> INSTRUCTIONS TO FOLLOW
Copy the data exactly; pictures stay out of the copy.

> RECORDED INFORMATION
—————

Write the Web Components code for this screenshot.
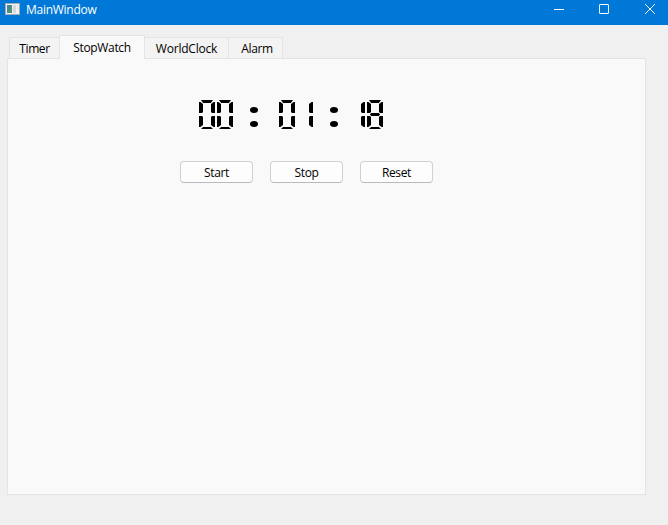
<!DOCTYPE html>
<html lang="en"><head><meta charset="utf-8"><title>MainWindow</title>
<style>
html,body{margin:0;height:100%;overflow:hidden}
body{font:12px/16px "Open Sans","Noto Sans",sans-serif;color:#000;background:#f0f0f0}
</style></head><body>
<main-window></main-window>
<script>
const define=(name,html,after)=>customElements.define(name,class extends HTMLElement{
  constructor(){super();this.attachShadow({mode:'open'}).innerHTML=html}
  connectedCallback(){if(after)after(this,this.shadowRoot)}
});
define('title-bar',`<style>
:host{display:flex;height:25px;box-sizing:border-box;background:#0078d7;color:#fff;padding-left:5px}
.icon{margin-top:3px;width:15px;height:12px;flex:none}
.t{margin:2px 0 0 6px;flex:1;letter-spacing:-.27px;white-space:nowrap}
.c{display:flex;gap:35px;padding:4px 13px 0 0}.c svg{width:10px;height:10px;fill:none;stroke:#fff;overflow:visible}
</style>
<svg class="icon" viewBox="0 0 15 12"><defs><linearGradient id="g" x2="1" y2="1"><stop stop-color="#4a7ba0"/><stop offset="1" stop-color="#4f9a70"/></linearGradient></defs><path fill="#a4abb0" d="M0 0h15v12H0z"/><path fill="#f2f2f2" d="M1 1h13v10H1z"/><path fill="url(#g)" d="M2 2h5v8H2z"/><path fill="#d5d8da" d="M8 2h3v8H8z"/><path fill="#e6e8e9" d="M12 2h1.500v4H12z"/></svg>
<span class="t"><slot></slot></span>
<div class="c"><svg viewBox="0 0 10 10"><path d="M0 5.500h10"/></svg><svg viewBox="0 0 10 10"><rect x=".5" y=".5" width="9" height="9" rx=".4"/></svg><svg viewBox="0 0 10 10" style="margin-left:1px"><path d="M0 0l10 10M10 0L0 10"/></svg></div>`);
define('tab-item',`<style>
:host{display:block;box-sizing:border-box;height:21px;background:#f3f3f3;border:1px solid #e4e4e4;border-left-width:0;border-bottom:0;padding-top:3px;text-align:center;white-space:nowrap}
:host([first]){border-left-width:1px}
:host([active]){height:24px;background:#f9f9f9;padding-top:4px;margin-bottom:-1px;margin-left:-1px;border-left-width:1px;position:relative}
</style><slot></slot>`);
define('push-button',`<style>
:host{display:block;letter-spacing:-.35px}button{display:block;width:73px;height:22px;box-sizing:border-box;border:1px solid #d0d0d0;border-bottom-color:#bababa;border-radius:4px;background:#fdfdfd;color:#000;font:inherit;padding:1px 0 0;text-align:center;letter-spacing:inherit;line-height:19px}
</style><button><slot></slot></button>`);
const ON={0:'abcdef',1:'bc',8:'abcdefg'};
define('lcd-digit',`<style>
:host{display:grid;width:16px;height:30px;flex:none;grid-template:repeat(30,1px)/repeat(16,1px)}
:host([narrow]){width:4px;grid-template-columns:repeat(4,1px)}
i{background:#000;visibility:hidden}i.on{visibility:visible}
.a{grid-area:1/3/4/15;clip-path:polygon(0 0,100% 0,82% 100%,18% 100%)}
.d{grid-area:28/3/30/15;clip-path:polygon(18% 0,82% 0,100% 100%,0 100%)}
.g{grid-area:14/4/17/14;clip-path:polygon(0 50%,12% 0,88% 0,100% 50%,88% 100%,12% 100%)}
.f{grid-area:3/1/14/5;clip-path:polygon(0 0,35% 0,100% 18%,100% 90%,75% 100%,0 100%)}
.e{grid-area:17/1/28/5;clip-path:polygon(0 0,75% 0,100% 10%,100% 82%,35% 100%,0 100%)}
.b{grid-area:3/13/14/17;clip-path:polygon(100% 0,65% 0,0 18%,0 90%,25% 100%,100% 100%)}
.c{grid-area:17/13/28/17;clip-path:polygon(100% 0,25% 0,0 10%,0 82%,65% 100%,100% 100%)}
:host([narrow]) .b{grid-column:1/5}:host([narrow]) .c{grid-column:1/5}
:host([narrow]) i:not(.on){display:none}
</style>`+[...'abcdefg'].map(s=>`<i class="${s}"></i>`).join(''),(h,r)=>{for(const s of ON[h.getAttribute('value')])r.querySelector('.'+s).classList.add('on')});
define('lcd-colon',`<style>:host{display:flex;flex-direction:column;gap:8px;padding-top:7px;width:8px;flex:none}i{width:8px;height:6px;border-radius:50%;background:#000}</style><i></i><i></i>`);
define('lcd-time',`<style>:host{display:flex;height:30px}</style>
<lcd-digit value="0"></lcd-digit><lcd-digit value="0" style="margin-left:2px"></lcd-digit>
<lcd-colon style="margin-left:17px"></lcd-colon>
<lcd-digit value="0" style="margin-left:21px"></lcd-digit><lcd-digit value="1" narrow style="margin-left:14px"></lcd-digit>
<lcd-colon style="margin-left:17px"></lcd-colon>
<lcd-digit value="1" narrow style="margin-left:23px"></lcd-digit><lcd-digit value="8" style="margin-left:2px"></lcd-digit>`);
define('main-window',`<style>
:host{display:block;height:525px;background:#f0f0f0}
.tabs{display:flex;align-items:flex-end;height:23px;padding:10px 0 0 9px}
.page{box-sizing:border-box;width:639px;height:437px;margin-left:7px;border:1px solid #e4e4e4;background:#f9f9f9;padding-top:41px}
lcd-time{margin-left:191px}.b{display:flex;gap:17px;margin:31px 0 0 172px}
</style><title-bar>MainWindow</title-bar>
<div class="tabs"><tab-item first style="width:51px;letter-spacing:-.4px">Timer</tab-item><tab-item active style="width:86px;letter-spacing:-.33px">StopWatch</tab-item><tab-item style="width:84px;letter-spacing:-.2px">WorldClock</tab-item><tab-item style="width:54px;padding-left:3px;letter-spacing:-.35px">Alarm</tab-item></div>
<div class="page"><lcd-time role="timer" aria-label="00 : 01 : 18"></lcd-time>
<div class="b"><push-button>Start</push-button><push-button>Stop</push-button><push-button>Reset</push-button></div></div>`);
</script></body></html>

—————

> TASK SOLUTION
Write the Web Components code for this screenshot.
<!DOCTYPE html>
<html lang="en"><head><meta charset="utf-8"><title>MainWindow</title>
<style>
html,body{margin:0;height:100%;overflow:hidden}
body{font:12px/16px "Open Sans","Noto Sans",sans-serif;color:#000;background:#f0f0f0}
</style></head><body>
<main-window></main-window>
<script>
const define=(name,html,after)=>customElements.define(name,class extends HTMLElement{
  constructor(){super();this.attachShadow({mode:'open'}).innerHTML=html}
  connectedCallback(){if(after)after(this,this.shadowRoot)}
});
define('title-bar',`<style>
:host{display:flex;height:25px;box-sizing:border-box;background:#0078d7;color:#fff;padding-left:5px}
.icon{margin-top:3px;width:15px;height:12px;flex:none}
.t{margin:2px 0 0 6px;flex:1;letter-spacing:-.27px;white-space:nowrap}
.c{display:flex;gap:35px;padding:4px 13px 0 0}.c svg{width:10px;height:10px;fill:none;stroke:#fff;overflow:visible}
</style>
<svg class="icon" viewBox="0 0 15 12"><defs><linearGradient id="g" x2="1" y2="1"><stop stop-color="#4a7ba0"/><stop offset="1" stop-color="#4f9a70"/></linearGradient></defs><path fill="#a4abb0" d="M0 0h15v12H0z"/><path fill="#f2f2f2" d="M1 1h13v10H1z"/><path fill="url(#g)" d="M2 2h5v8H2z"/><path fill="#d5d8da" d="M8 2h3v8H8z"/><path fill="#e6e8e9" d="M12 2h1.500v4H12z"/></svg>
<span class="t"><slot></slot></span>
<div class="c"><svg viewBox="0 0 10 10"><path d="M0 5.500h10"/></svg><svg viewBox="0 0 10 10"><rect x=".5" y=".5" width="9" height="9" rx=".4"/></svg><svg viewBox="0 0 10 10" style="margin-left:1px"><path d="M0 0l10 10M10 0L0 10"/></svg></div>`);
define('tab-item',`<style>
:host{display:block;box-sizing:border-box;height:21px;background:#f3f3f3;border:1px solid #e4e4e4;border-left-width:0;border-bottom:0;padding-top:3px;text-align:center;white-space:nowrap}
:host([first]){border-left-width:1px}
:host([active]){height:24px;background:#f9f9f9;padding-top:4px;margin-bottom:-1px;margin-left:-1px;border-left-width:1px;position:relative}
</style><slot></slot>`);
define('push-button',`<style>
:host{display:block;letter-spacing:-.35px}button{display:block;width:73px;height:22px;box-sizing:border-box;border:1px solid #d0d0d0;border-bottom-color:#bababa;border-radius:4px;background:#fdfdfd;color:#000;font:inherit;padding:1px 0 0;text-align:center;letter-spacing:inherit;line-height:19px}
</style><button><slot></slot></button>`);
const ON={0:'abcdef',1:'bc',8:'abcdefg'};
define('lcd-digit',`<style>
:host{display:grid;width:16px;height:30px;flex:none;grid-template:repeat(30,1px)/repeat(16,1px)}
:host([narrow]){width:4px;grid-template-columns:repeat(4,1px)}
i{background:#000;visibility:hidden}i.on{visibility:visible}
.a{grid-area:1/3/4/15;clip-path:polygon(0 0,100% 0,82% 100%,18% 100%)}
.d{grid-area:28/3/30/15;clip-path:polygon(18% 0,82% 0,100% 100%,0 100%)}
.g{grid-area:14/4/17/14;clip-path:polygon(0 50%,12% 0,88% 0,100% 50%,88% 100%,12% 100%)}
.f{grid-area:3/1/14/5;clip-path:polygon(0 0,35% 0,100% 18%,100% 90%,75% 100%,0 100%)}
.e{grid-area:17/1/28/5;clip-path:polygon(0 0,75% 0,100% 10%,100% 82%,35% 100%,0 100%)}
.b{grid-area:3/13/14/17;clip-path:polygon(100% 0,65% 0,0 18%,0 90%,25% 100%,100% 100%)}
.c{grid-area:17/13/28/17;clip-path:polygon(100% 0,25% 0,0 10%,0 82%,65% 100%,100% 100%)}
:host([narrow]) .b{grid-column:1/5}:host([narrow]) .c{grid-column:1/5}
:host([narrow]) i:not(.on){display:none}
</style>`+[...'abcdefg'].map(s=>`<i class="${s}"></i>`).join(''),(h,r)=>{for(const s of ON[h.getAttribute('value')])r.querySelector('.'+s).classList.add('on')});
define('lcd-colon',`<style>:host{display:flex;flex-direction:column;gap:8px;padding-top:7px;width:8px;flex:none}i{width:8px;height:6px;border-radius:50%;background:#000}</style><i></i><i></i>`);
define('lcd-time',`<style>:host{display:flex;height:30px}</style>
<lcd-digit value="0"></lcd-digit><lcd-digit value="0" style="margin-left:2px"></lcd-digit>
<lcd-colon style="margin-left:17px"></lcd-colon>
<lcd-digit value="0" style="margin-left:21px"></lcd-digit><lcd-digit value="1" narrow style="margin-left:14px"></lcd-digit>
<lcd-colon style="margin-left:17px"></lcd-colon>
<lcd-digit value="1" narrow style="margin-left:23px"></lcd-digit><lcd-digit value="8" style="margin-left:2px"></lcd-digit>`);
define('main-window',`<style>
:host{display:block;height:525px;background:#f0f0f0}
.tabs{display:flex;align-items:flex-end;height:23px;padding:10px 0 0 9px}
.page{box-sizing:border-box;width:639px;height:437px;margin-left:7px;border:1px solid #e4e4e4;background:#f9f9f9;padding-top:41px}
lcd-time{margin-left:191px}.b{display:flex;gap:17px;margin:31px 0 0 172px}
</style><title-bar>MainWindow</title-bar>
<div class="tabs"><tab-item first style="width:51px;letter-spacing:-.4px">Timer</tab-item><tab-item active style="width:86px;letter-spacing:-.33px">StopWatch</tab-item><tab-item style="width:84px;letter-spacing:-.2px">WorldClock</tab-item><tab-item style="width:54px;padding-left:3px;letter-spacing:-.35px">Alarm</tab-item></div>
<div class="page"><lcd-time role="timer" aria-label="00 : 01 : 18"></lcd-time>
<div class="b"><push-button>Start</push-button><push-button>Stop</push-button><push-button>Reset</push-button></div></div>`);
</script></body></html>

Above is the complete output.